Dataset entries
[Begin]

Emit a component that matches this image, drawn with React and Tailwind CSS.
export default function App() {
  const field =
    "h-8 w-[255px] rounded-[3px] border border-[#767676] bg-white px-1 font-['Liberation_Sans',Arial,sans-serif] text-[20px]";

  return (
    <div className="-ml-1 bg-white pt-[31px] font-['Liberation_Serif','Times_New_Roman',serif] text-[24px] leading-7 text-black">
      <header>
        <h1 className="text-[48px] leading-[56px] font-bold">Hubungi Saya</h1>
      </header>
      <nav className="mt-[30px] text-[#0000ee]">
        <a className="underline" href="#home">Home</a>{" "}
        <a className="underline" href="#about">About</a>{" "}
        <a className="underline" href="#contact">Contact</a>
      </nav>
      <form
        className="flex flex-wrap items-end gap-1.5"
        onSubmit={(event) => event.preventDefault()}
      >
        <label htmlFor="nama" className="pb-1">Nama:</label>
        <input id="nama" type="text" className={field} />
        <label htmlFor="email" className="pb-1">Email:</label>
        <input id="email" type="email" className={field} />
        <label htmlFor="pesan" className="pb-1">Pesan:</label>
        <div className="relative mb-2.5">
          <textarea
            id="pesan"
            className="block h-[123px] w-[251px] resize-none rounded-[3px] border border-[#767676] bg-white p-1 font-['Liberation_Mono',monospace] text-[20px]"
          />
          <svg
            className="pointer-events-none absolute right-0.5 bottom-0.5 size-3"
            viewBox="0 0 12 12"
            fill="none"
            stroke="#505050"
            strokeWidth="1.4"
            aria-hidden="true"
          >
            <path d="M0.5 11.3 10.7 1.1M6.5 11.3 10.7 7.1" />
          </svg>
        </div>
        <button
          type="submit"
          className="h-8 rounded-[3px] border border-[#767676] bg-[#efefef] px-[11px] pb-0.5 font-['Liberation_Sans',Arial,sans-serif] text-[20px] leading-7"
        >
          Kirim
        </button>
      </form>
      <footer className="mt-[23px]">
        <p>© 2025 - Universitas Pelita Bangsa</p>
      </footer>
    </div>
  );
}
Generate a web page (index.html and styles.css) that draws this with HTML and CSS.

[End]

## DO THIS
Begin with the first line of the data above and, please, print each line exactly until you have printed the line containing "w-[255px] rounded-[3px] border"; print nothing else.

## EXPECTED ANSWER
Emit a component that matches this image, drawn with React and Tailwind CSS.
export default function App() {
  const field =
    "h-8 w-[255px] rounded-[3px] border border-[#767676] bg-white px-1 font-['Liberation_Sans',Arial,sans-serif] text-[20px]";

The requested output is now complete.